Mitchell Hashimoto, co-founder of HashiCorp, recently posted a tweet that resonated far beyond his followers: "I believe there are entire companies right now under AI psychosis." The phrase gathered over 600 points and 280 comments on Hacker News. It's not about AI being useless—it's about the uncritical, wholesale outsourcing of thinking to machines.
What Is AI Psychosis?
Hashimoto's tweet doesn't elaborate, but the HN discussion makes it clear. He's pointing at companies that treat AI as an oracle—prompting ChatGPT or similar for strategic decisions, architectural judgments, and production code without human oversight. One commenter distilled it perfectly:
"I'm pretty sure he's talking about companies and people outsourcing their decision making and thinking to AI and not really about using AI itself."
This isn't a Luddite rant. Hashimoto and the community distinguish between using AI as a tool and abdicating responsibility. The problem is the latter: relying on AI to replace human judgment, especially in areas where it's demonstrably weak—like novel reasoning or system-level understanding.

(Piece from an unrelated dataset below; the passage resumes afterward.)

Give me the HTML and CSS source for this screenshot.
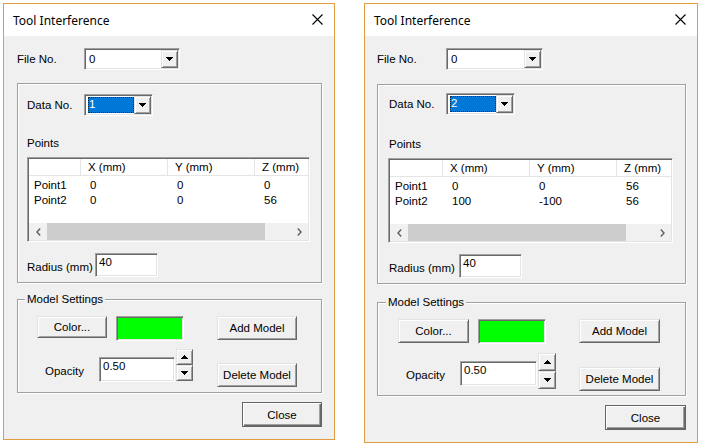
FILE: index.html
```html
<!DOCTYPE html>
<html>
<head>
<meta charset="utf-8">
<title>Tool Interference</title>
<link rel="stylesheet" href="styles.css">
</head>
<body>
<div class="desk">

  <div class="dlg dlg-a">
    <div class="titlebar">
      <span class="title">Tool Interference</span>
      <svg class="xicon" width="11" height="11" viewBox="0 0 11 11"><path d="M0.5 0.5L10.5 10.5M10.5 0.5L0.5 10.5" stroke="#000" stroke-width="1.1" fill="none"/></svg>
    </div>
    <div class="body">
      <div class="row file-row">
        <span class="lbl lbl-file">File No.</span>
        <div class="combo combo-file">
          <span class="combo-text">0</span>
          <span class="combo-btn"><svg width="7" height="4" viewBox="0 0 7 4"><path d="M0 0H7V1H6V2H5V3H4V4H3V3H2V2H1V1H0Z" fill="#000"/></svg></span>
        </div>
      </div>

      <div class="group g1">
        <div class="row data-row">
          <span class="lbl lbl-data">Data No.</span>
          <div class="combo combo-data">
            <span class="combo-sel">1</span>
            <span class="combo-btn"><svg width="7" height="4" viewBox="0 0 7 4"><path d="M0 0H7V1H6V2H5V3H4V4H3V3H2V2H1V1H0Z" fill="#000"/></svg></span>
          </div>
        </div>
        <div class="points-lbl">Points</div>
        <div class="list">
          <div class="lv-head"><span class="c1"></span><span>X (mm)</span><span>Y (mm)</span><span>Z (mm)</span></div>
          <div class="lv-rows">
            <div class="lv-row"><span class="c1">Point1</span><span>0</span><span>0</span><span>0</span></div>
            <div class="lv-row"><span class="c1">Point2</span><span>0</span><span>0</span><span>56</span></div>
          </div>
          <div class="hscroll">
            <span class="sb-btn sb-left"><svg width="5" height="8" viewBox="0 0 5 8"><polyline points="4.2,0.6 1,4 4.2,7.4" fill="none" stroke="#606060" stroke-width="1.4"/></svg></span>
            <span class="sb-thumb"></span>
            <span class="sb-track"></span>
            <span class="sb-btn"><svg width="5" height="8" viewBox="0 0 5 8"><polyline points="0.8,0.6 4,4 0.8,7.4" fill="none" stroke="#606060" stroke-width="1.4"/></svg></span>
          </div>
        </div>
        <div class="row radius-row">
          <span class="lbl lbl-radius">Radius (mm)</span>
          <div class="edit edit-radius">40</div>
        </div>
      </div>

      <div class="group g2">
        <span class="grp-title">Model Settings</span>
        <div class="ms-row1">
          <button class="btn btn-color">Color...</button>
          <div class="swatch"></div>
          <button class="btn btn-add">Add Model</button>
        </div>
        <div class="ms-row2">
          <span class="lbl lbl-op">Opacity</span>
          <div class="edit edit-op">0.50</div>
          <div class="spin">
            <span class="spin-btn"><svg width="7" height="4" viewBox="0 0 7 4"><path d="M3 0H4V1H5V2H6V3H7V4H0V3H1V2H2V1H3Z" fill="#000"/></svg></span>
            <span class="spin-btn"><svg width="7" height="4" viewBox="0 0 7 4"><path d="M0 0H7V1H6V2H5V3H4V4H3V3H2V2H1V1H0Z" fill="#000"/></svg></span>
          </div>
          <button class="btn btn-del">Delete Model</button>
        </div>
      </div>

      <div class="close-row"><button class="btn btn-default">Close</button></div>
    </div>
  </div>

  <div class="dlg dlg-b">
    <div class="titlebar">
      <span class="title">Tool Interference</span>
      <svg class="xicon" width="11" height="11" viewBox="0 0 11 11"><path d="M0.5 0.5L10.5 10.5M10.5 0.5L0.5 10.5" stroke="#000" stroke-width="1.1" fill="none"/></svg>
    </div>
    <div class="body">
      <div class="row file-row">
        <span class="lbl lbl-file">File No.</span>
        <div class="combo combo-file">
          <span class="combo-text">0</span>
          <span class="combo-btn"><svg width="7" height="4" viewBox="0 0 7 4"><path d="M0 0H7V1H6V2H5V3H4V4H3V3H2V2H1V1H0Z" fill="#000"/></svg></span>
        </div>
      </div>

      <div class="group g1">
        <div class="row data-row">
          <span class="lbl lbl-data">Data No.</span>
          <div class="combo combo-data">
            <span class="combo-sel">2</span>
            <span class="combo-btn"><svg width="7" height="4" viewBox="0 0 7 4"><path d="M0 0H7V1H6V2H5V3H4V4H3V3H2V2H1V1H0Z" fill="#000"/></svg></span>
          </div>
        </div>
        <div class="points-lbl">Points</div>
        <div class="list">
          <div class="lv-head"><span class="c1"></span><span>X (mm)</span><span>Y (mm)</span><span>Z (mm)</span></div>
          <div class="lv-rows">
            <div class="lv-row"><span class="c1">Point1</span><span>0</span><span>0</span><span>56</span></div>
            <div class="lv-row"><span class="c1">Point2</span><span>100</span><span>-100</span><span>56</span></div>
          </div>
          <div class="hscroll">
            <span class="sb-btn sb-left"><svg width="5" height="8" viewBox="0 0 5 8"><polyline points="4.2,0.6 1,4 4.2,7.4" fill="none" stroke="#606060" stroke-width="1.4"/></svg></span>
            <span class="sb-thumb"></span>
            <span class="sb-track"></span>
            <span class="sb-btn"><svg width="5" height="8" viewBox="0 0 5 8"><polyline points="0.8,0.6 4,4 0.8,7.4" fill="none" stroke="#606060" stroke-width="1.4"/></svg></span>
          </div>
        </div>
        <div class="row radius-row">
          <span class="lbl lbl-radius">Radius (mm)</span>
          <div class="edit edit-radius">40</div>
        </div>
      </div>

      <div class="group g2">
        <span class="grp-title">Model Settings</span>
        <div class="ms-row1">
          <button class="btn btn-color">Color...</button>
          <div class="swatch"></div>
          <button class="btn btn-add">Add Model</button>
        </div>
        <div class="ms-row2">
          <span class="lbl lbl-op">Opacity</span>
          <div class="edit edit-op">0.50</div>
          <div class="spin">
            <span class="spin-btn"><svg width="7" height="4" viewBox="0 0 7 4"><path d="M3 0H4V1H5V2H6V3H7V4H0V3H1V2H2V1H3Z" fill="#000"/></svg></span>
            <span class="spin-btn"><svg width="7" height="4" viewBox="0 0 7 4"><path d="M0 0H7V1H6V2H5V3H4V4H3V3H2V2H1V1H0Z" fill="#000"/></svg></span>
          </div>
          <button class="btn btn-del">Delete Model</button>
        </div>
      </div>

      <div class="close-row"><button class="btn btn-default">Close</button></div>
    </div>
  </div>

</div>
</body>
</html>
```

FILE: styles.css
```css
html, body {
  margin: 0;
  padding: 0;
  background: #ffffff;
}

.desk {
  display: flex;
  align-items: flex-start;
  gap: 29px;
  padding: 3px 0 0 3px;
}

.dlg {
  box-sizing: border-box;
  width: 332px;
  height: 437px;
  border: 1px solid #e39b3f;
  background: #f0f0f0;
  display: flex;
  flex-direction: column;
  font-family: "Liberation Sans", Arial, sans-serif;
  font-size: 11.5px;
  color: #000;
}

.dlg-b {
  width: 334px;
  height: 440px;
}

/* title bar */
.titlebar {
  flex: none;
  height: 32px;
  background: #ffffff;
  display: flex;
  align-items: center;
  justify-content: space-between;
  padding: 0 11px 0 9px;
}

.title {
  font-family: "Noto Sans", "Open Sans", sans-serif;
  font-size: 12px;
  color: #000;
}

.xicon {
  margin-top: -1px;
  display: block;
}

.body {
  display: flex;
  flex-direction: column;
  padding: 12px 12px 0 13px;
}

.dlg-b .body {
  padding: 12px 11px 0 12px;
}

.row {
  display: flex;
  align-items: center;
}

.lbl {
  flex: none;
  line-height: 14px;
  white-space: nowrap;
}

.lbl-file { width: 67px; }
.dlg-b .lbl-file { width: 69px; }

/* combo boxes */
.combo {
  box-sizing: border-box;
  height: 22px;
  padding: 1px;
  display: flex;
  align-items: stretch;
  background: #ffffff;
  border: 1px solid;
  border-color: #a0a0a0 #ffffff #ffffff #a0a0a0;
  box-shadow: inset 1px 1px 0 #696969, inset -1px -1px 0 #e3e3e3;
}

.combo-file { width: 96px; }
.dlg-b .combo-file { width: 97px; }
.combo-data { width: 69px; }

.combo-text {
  flex: 1;
  padding-left: 3px;
  line-height: 18px;
}

.combo-sel {
  box-sizing: border-box;
  width: 46px;
  height: 16px;
  margin: 1px 0 0 2px;
  padding-left: 1px;
  background: #0078d7;
  color: #ffffff;
  line-height: 15px;
  outline: 1px dotted #2a2a2a;
  outline-offset: -1px;
}

.combo-btn {
  box-sizing: border-box;
  width: 17px;
  height: 18px;
  margin-left: auto;
  display: flex;
  align-items: center;
  justify-content: center;
  background: #f0f0f0;
  border: 1px solid;
  border-color: #e3e3e3 #696969 #696969 #e3e3e3;
  box-shadow: inset 1px 1px 0 #ffffff, inset -1px -1px 0 #a0a0a0;
}

.combo-btn svg,
.spin-btn svg,
.sb-btn svg {
  display: block;
  shape-rendering: crispEdges;
}

.sb-btn svg { shape-rendering: auto; }

/* group boxes */
.group {
  box-sizing: border-box;
  border: 1px solid #a0a0a0;
  box-shadow: inset 1px 1px 0 #ffffff, 1px 1px 0 #ffffff;
}

.g1 {
  margin-top: 13px;
  height: 200px;
  padding: 10px 10px 0 9px;
  display: flex;
  flex-direction: column;
  align-items: flex-start;
}

.dlg-b .g1 {
  margin-top: 14px;
  padding-left: 11px;
  padding-top: 8px;
}

.lbl-data { width: 57px; }

.points-lbl {
  margin-top: 20px;
  line-height: 14px;
}

.dlg-b .points-lbl { margin-top: 22px; }

/* list view */
.list {
  box-sizing: border-box;
  width: 283px;
  height: 85px;
  margin-top: 7px;
  background: #ffffff;
  border: 1px solid;
  border-color: #a0a0a0 #ffffff #ffffff #a0a0a0;
  box-shadow: inset 1px 1px 0 #696969, inset -1px -1px 0 #e3e3e3;
  padding: 1px;
  display: flex;
  flex-direction: column;
  overflow: hidden;
}

.dlg-b .list {
  width: 285px;
  margin-left: -1px;
}

.lv-head,
.lv-row {
  display: grid;
  grid-template-columns: 52px 87px 87px 80px;
  white-space: nowrap;
}

.dlg-b .lv-head,
.dlg-b .lv-row {
  grid-template-columns: 53px 87px 87px 80px;
}

.lv-head {
  box-sizing: border-box;
  height: 17px;
  border-bottom: 1px solid #e5e5e5;
  background: #ffffff;
}

.lv-head span {
  box-sizing: border-box;
  border-right: 1px solid #e5e5e5;
  padding-left: 7px;
  line-height: 16px;
}

.lv-rows {
  flex: 1;
  padding-top: 2px;
}

.lv-row span {
  padding-left: 9px;
  line-height: 15px;
}

.lv-row .c1 { padding-left: 5px; }

.hscroll {
  flex: none;
  height: 17px;
  display: flex;
  background: #f0f0f0;
}

.sb-btn {
  flex: none;
  width: 17px;
  display: flex;
  align-items: center;
  justify-content: center;
}

.sb-left { width: 18px; }

.sb-thumb {
  flex: none;
  width: 218px;
  background: #cdcdcd;
}

.sb-track { flex: 1; }

/* edits */
.edit {
  box-sizing: border-box;
  background: #ffffff;
  border: 1px solid;
  border-color: #a0a0a0 #ffffff #ffffff #a0a0a0;
  box-shadow: inset 1px 1px 0 #696969, inset -1px -1px 0 #e3e3e3;
  padding: 1px 0 0 3px;
  line-height: 14px;
}

.radius-row {
  margin-top: 11px;
  align-items: flex-end;
}

.lbl-radius {
  width: 68px;
  margin-bottom: 3px;
}

.dlg-b .lbl-radius { width: 70px; }

.edit-radius {
  width: 63px;
  height: 24px;
}

/* model settings */
.g2 {
  margin-top: 16px;
  height: 94px;
  padding: 0 0 0 19px;
  display: flex;
  flex-direction: column;
}

.dlg-b .g2 {
  margin-top: 18px;
  padding-left: 20px;
}

.grp-title {
  align-self: flex-start;
  margin: -8px 0 0 -12px;
  padding: 0 2px;
  background: #f0f0f0;
  line-height: 14px;
}

.ms-row1 {
  margin-top: 10px;
  display: flex;
  align-items: flex-start;
}

.btn {
  box-sizing: border-box;
  margin: 0;
  padding: 0;
  font: inherit;
  color: #000;
  background: #f0f0f0;
  border: 1px solid;
  border-color: #e3e3e3 #696969 #696969 #e3e3e3;
  box-shadow: inset 1px 1px 0 #ffffff, inset -1px -1px 0 #a0a0a0;
  line-height: 14px;
}

.btn-color {
  width: 70px;
  height: 22px;
}

.dlg-b .btn-color {
  width: 71px;
  height: 24px;
}

.swatch {
  box-sizing: border-box;
  width: 68px;
  height: 25px;
  margin-left: 9px;
  background: #00ff00;
  border: 1px solid;
  border-color: #a0a0a0 #ffffff #ffffff #a0a0a0;
  box-shadow: inset 1px 1px 0 #696969, inset -1px -1px 0 #e3e3e3;
}

.btn-add {
  width: 80px;
  height: 24px;
  margin-left: 33px;
}

.dlg-b .btn-add { width: 81px; }

.ms-row2 {
  margin-top: 8px;
  display: flex;
  align-items: flex-start;
}

.dlg-b .ms-row2 { margin-top: 9px; }

.lbl-op {
  width: 54px;
  margin: 15px 0 0 8px;
}

.edit-op {
  width: 76px;
  height: 25px;
  margin-top: 8px;
}

.dlg-b .edit-op { width: 77px; }

.spin {
  margin-left: 1px;
  display: flex;
  flex-direction: column;
}

.spin-btn {
  box-sizing: border-box;
  width: 17px;
  height: 16px;
  display: flex;
  align-items: center;
  justify-content: center;
  background: #f0f0f0;
  border: 1px solid;
  border-color: #e3e3e3 #696969 #696969 #e3e3e3;
  box-shadow: inset 1px 1px 0 #ffffff, inset -1px -1px 0 #a0a0a0;
}

.dlg-b .spin-btn {
  width: 18px;
  height: 18px;
}

.btn-del {
  width: 80px;
  height: 24px;
  margin: 14px 0 0 24px;
}

.dlg-b .btn-del {
  width: 81px;
  margin-left: 23px;
}

.close-row {
  margin-top: 9px;
  display: flex;
  justify-content: flex-end;
}

.btn-default {
  width: 80px;
  height: 25px;
  border: 1px solid #646464;
  box-shadow: inset 1px 1px 0 #ffffff, inset -1px -1px 0 #696969, inset -2px -2px 0 #a0a0a0;
}

.dlg-b .btn-default { width: 81px; }
```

Why the Hacker News Community Is Sounding the Alarm
The thread isn't just agreement; it's a gallery of horror stories and thoughtful concern. One commenter described a colleague who migrated a database with reckless confidence, equating it to "pouring gasoline on the servers while smoking a cigarette." The metaphor captures the danger of AI-aided operators who lack foundational knowledge.
Another commenter predicted a new industry: "AI rescue consulting is going to become a significant mode of high value consulting, similar to specialists who come in to deal with a security breach or data recovery." This resonates because AI-generated systems can grow incomprehensibly tangled. The thread also highlights a defense mechanism from AI proponents: "the agents will fix it fast." One user observed that when you point out bugs, the reply is "but the agents are so fast!" That circular logic is the core of the psychosis.
The Twofold Danger: Systemic and Cultural
The psychosis isn't about AI adoption; it's about substituting thinking with prompting. We're seeing a new kind of cargo cult: companies hire "prompt engineers" to build entire backends, then wonder why they collapse.
First, the systemic danger: AI-written code scales complexity without human understanding. As complexity rises, the defect close rate drops, and token burn per defect skyrockets. Eventually, every AI change introduces more bugs than it fixes—a death spiral. Second, the cultural danger: it devalues real expertise. An engineer who understands why a migration failed may be replaced by someone who just asks the AI again.
But there's a more insidious effect: the erosion of learning. When you skip the struggle of debugging, you never build mental models. The AI becomes a crutch that atrophies the muscle of reasoning. Over time, the company becomes dependent on a black box it can't maintain or improve.
A Litmus Test for Responsible AI Use
If you're building software with AI, here's a practical test: can you explain every line of code the AI generated? If not, you're not building—you're assembling LEGO blocks that might snap.
Consider an AI-generated function to handle user authentication:
def login(request):
user = User.query.filter_by(email=request.form['email']).first()
if user and check_password_hash(user.password, request.form['password']):
session['user_id'] = user.id
return redirect('/dashboard')
return abort(401)
This looks fine, but what about timing attacks? The prompt probably didn't mention them. An experienced developer would use compare_digest for password comparison. AI won't unless explicitly asked. The lesson: never treat AI output as final.
For companies, the fix is process. Treat AI-generated code like a junior developer's pull request: review it, test it, and force explanations. Maintain ownership. If you can't understand your codebase without AI, you've lost control.
The Future: Rescue Consulting or Skepticism Hygiene?
If you're a solo founder shipping features with AI to hit a deadline, you're at risk—but you likely already know it. If you're a tech lead or CTO, you should be terrified. The teams that survive will develop a hygiene of skepticism: prompt, review, reason, own. Everyone else will be paying for AI rescue consulting within two years. Ignore this at your codebase's peril.